While I'm sure there is carryover, remember that higher force production does not equal greater weight lifted; plyometrics such as depth jumps from height produce massive amounts of force, but that does not mean that an equal force could be applied to a squat bar or even leg press and the lift completed - a stretch/reflex produces more force every time. It is the same with speed or DE work - the level of acceleration means there is a higher level of force production than during a maximal lift... but that is just it: we are interested in maximal lifting, and as force production is clearly not the limiting factor here, we need to look elsewhere to maximise strength gains.
(Not saying that DE and plyometrics are not useful at times, but they are not vital to a program and are unlikely to yield massive gains)


I do not believe with any of my logicality that benching 245lbs really fast will help me bench 405lbs, I do believe that benching 405lbs really fast will help me bench 405lbs, and if i can bench 405lbs really fast than im sure i could bench more untill i cant bench fast anymore.

This was the best way I could write what I think about the BP fast vs slow debate.

I do think DE will however allow me to work the BP more often, and thats about it.


Well, it is a formula, by changing the mass lifted, you are affecting the acceleration, but not necessarily the force that is produced. Just altering the variables. Force can be the same it just matters upon the amount of mass and the acceleration applied to it.

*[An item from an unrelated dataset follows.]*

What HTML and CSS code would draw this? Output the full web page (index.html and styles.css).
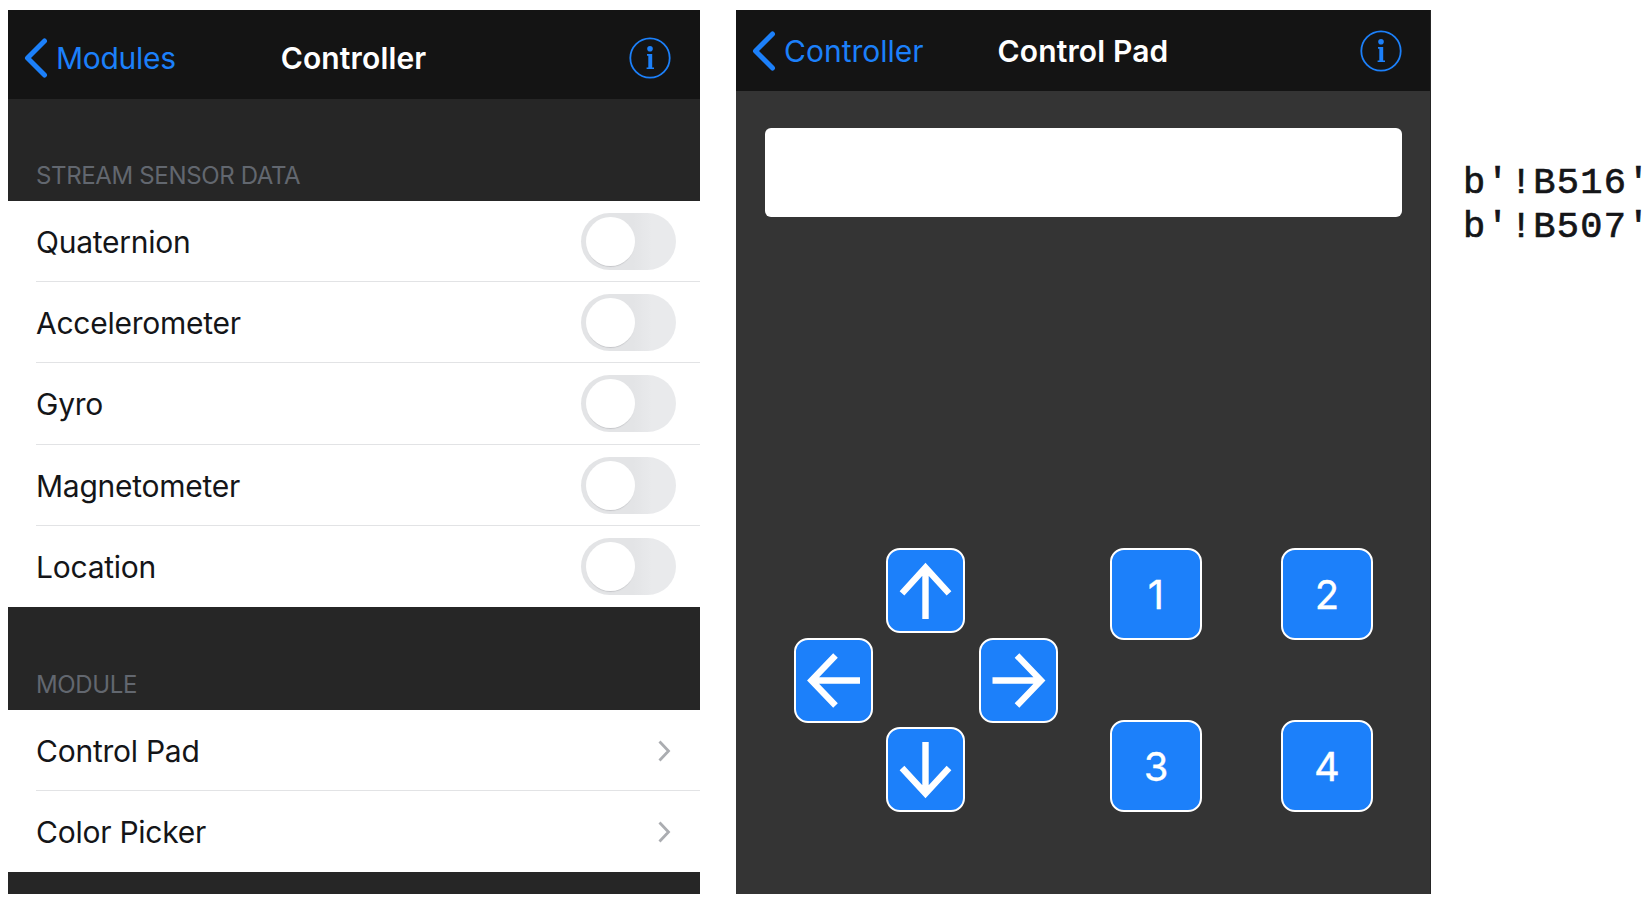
FILE: index.html
```
<!DOCTYPE html>
<html lang="en">
<head>
<meta charset="utf-8">
<title>Controller</title>
<link rel="stylesheet" href="styles.css">
</head>
<body>
<main class="stage">
  <section class="screen modules">
    <header class="navbar">
      <a class="back"><svg class="back-icon" viewBox="0 0 24 40"><path d="M20.5 3 3.5 20l17 17"/></svg><span>Modules</span></a>
      <h1>Controller</h1>
      <svg class="info" viewBox="0 0 42 42"><circle class="ring" cx="21" cy="21" r="19.7"/><circle cx="21" cy="11.7" r="2.8"/><path d="M18 17h5.2v13.5H25v1.6h-7.4v-1.6h1.7V18.7H18z"/></svg>
    </header>
    <h2 class="group-title first">STREAM SENSOR DATA</h2>
    <ul class="list sensors">
      <li><span>Quaternion</span><i class="toggle"></i></li>
      <li><span>Accelerometer</span><i class="toggle"></i></li>
      <li><span>Gyro</span><i class="toggle"></i></li>
      <li><span>Magnetometer</span><i class="toggle"></i></li>
      <li><span>Location</span><i class="toggle"></i></li>
    </ul>
    <h2 class="group-title second">MODULE</h2>
    <ul class="list links">
      <li><span>Control Pad</span><svg class="more" viewBox="0 0 14 24"><path d="M2.5 2.5 11.5 12l-9 9.5"/></svg></li>
      <li><span>Color Picker</span><svg class="more" viewBox="0 0 14 24"><path d="M2.5 2.5 11.5 12l-9 9.5"/></svg></li>
    </ul>
  </section>

  <section class="screen pad">
    <header class="navbar">
      <a class="back"><svg class="back-icon" viewBox="0 0 24 40"><path d="M20.5 3 3.5 20l17 17"/></svg><span>Controller</span></a>
      <h1>Control Pad</h1>
      <svg class="info" viewBox="0 0 42 42"><circle class="ring" cx="21" cy="21" r="19.7"/><circle cx="21" cy="11.7" r="2.8"/><path d="M18 17h5.2v13.5H25v1.6h-7.4v-1.6h1.7V18.7H18z"/></svg>
    </header>
    <div class="field"></div>
    <div class="keys">
      <div class="arrows">
        <button class="key up"><svg viewBox="0 0 79 85"><path d="M16 45.3 39.5 19.5 63 45.3M39.5 20v51"/></svg></button>
        <button class="key left"><svg viewBox="0 0 79 85"><path d="M41.5 17.5 17.5 42.5l24 25M18 42.5h48"/></svg></button>
        <button class="key right"><svg viewBox="0 0 79 85"><path d="M38 17.5l24 25-24 25M61.5 42.5h-48"/></svg></button>
        <button class="key down"><svg viewBox="0 0 79 85"><path d="M16 41 39.5 66.5 63 41M39.5 66V15"/></svg></button>
      </div>
      <div class="numbers">
        <button class="key">1</button>
        <button class="key">2</button>
        <button class="key">3</button>
        <button class="key">4</button>
      </div>
    </div>
  </section>

  <pre class="output">b'!B516'
b'!B507'</pre>
</main>
</body>
</html>
```
FILE: styles.css
```
* { box-sizing: border-box; }
body {
  margin: 0;
  width: 1649px;
  height: 903px;
  overflow: hidden;
  background: #fff;
  font-family: Inter, "Liberation Sans", sans-serif;
}
h1, h2, ul, pre { margin: 0; padding: 0; }
ul { list-style: none; }
svg { display: block; flex: none; }

.stage { display: flex; align-items: flex-start; padding: 10px 0 0 8px; }
.screen { flex: none; height: 884px; display: flex; flex-direction: column; }
.modules { width: 692px; background: #262626; }
.pad { width: 695px; margin-left: 36px; background: #343434; border-right: 1px solid #262626; }

.navbar {
  flex: none;
  display: grid;
  grid-template-columns: 1fr auto 1fr;
  align-items: center;
  background: #141414;
  font-size: 30px;
  line-height: 36px;
  white-space: nowrap;
}
.modules .navbar { height: 89px; padding: 7px 29px 0 16px; }
.pad .navbar { height: 81px; padding: 0 28px 0 16px; }
.navbar h1 { margin: 0 -6px 0 6px; font-size: 30px; font-weight: 600; letter-spacing: 0.15px; color: #fff; }
.back { display: flex; align-items: center; gap: 8px; color: #1c80fa; }
.modules .back span { letter-spacing: -0.3px; }
.back-icon { width: 24px; height: 40px; fill: none; stroke: #1c80fa; stroke-width: 5; stroke-linecap: round; stroke-linejoin: round; }
.info { width: 42px; height: 42px; justify-self: end; fill: #1c80fa; }
.ring { fill: none; stroke: #1c80fa; stroke-width: 1.8; }

.group-title {
  flex: none;
  display: flex;
  align-items: flex-end;
  padding-left: 28px;
  font-size: 24px;
  line-height: 29px;
  font-weight: 400;
  letter-spacing: -0.35px;
  color: #62676f;
}
.first { height: 101px; padding-bottom: 11px; margin-top: 1px; }
.second { height: 103px; padding-bottom: 11px; }

.list { flex: none; background: #fff; color: #141518; font-size: 30px; line-height: 36px; letter-spacing: -0.25px; }
.sensors { height: 406px; }
.links { height: 162px; }
.list li {
  display: flex;
  align-items: center;
  justify-content: space-between;
  margin-left: 28px;
  padding-top: 1px;
  border-bottom: 1px solid #e2e3e5;
}
.list li span { padding-top: 1px; }
.sensors li { height: 81.2px; padding-right: 24px; }
.links li { height: 81px; padding-right: 29px; }
.list li:last-child { border-bottom-color: transparent; }

.toggle {
  width: 95px;
  height: 57px;
  padding: 4px 5px;
  border-radius: 29px;
  background: linear-gradient(90deg, #e3e4e6 55%, #e9eaec 75%);
}
.toggle::before {
  content: "";
  display: block;
  width: 49px;
  height: 49px;
  border-radius: 50%;
  background: #fff;
  box-shadow: 0 2px 1px -1px #c4c5c8;
}
.more { width: 14px; height: 24px; fill: none; stroke: #abadb1; stroke-width: 2.8; }

.field { flex: none; height: 89px; margin: 37px 28px 0 29px; border-radius: 6px; background: #fff; }
.keys { display: flex; align-items: flex-start; margin: 331px 0 0 58px; }
.arrows {
  display: grid;
  grid-template-columns: repeat(3, 79px);
  grid-template-rows: repeat(3, 85px);
  gap: 4.5px 13.3px;
  grid-template-areas: ". up ." "left . right" ". down .";
}
.up { grid-area: up; }
.left { grid-area: left; }
.right { grid-area: right; }
.down { grid-area: down; }
.numbers {
  display: grid;
  grid-template-columns: repeat(2, 92px);
  grid-template-rows: repeat(2, 92px);
  gap: 80px 79px;
  margin-left: 52.4px;
}
.key {
  display: flex;
  align-items: center;
  justify-content: center;
  padding: 0;
  border: 2px solid #fff;
  border-radius: 14px;
  background: #1c80fa;
  color: #fff;
  font: 400 40px/48px Inter, sans-serif;
  -webkit-text-stroke: 0.3px #fff;
}
.numbers .key { padding-top: 2px; }
.key svg { width: 79px; height: 85px; margin: -2px; fill: none; stroke: #fff; stroke-width: 6.4; stroke-miterlimit: 10; }

.output {
  flex: none;
  margin: 152px 0 0 32px;
  font-family: "Liberation Mono", monospace;
  font-size: 37px;
  line-height: 43.5px;
  letter-spacing: 1.25px;
  color: #141518;
  -webkit-text-stroke: 0.7px #141518;
}
```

This all sounds like a very complicated way to lift heavy shit.




Maybe, but all in all we are just producing an acceleration to a mass we are trying to lift which we hope produces enough force throughout the entire range of motion to lift it to a point of completion by a judge (or three.) :slightly_smiling:


I just want to add, that after a certain point, does anything you do at all yield massive gains? Every little bit counts.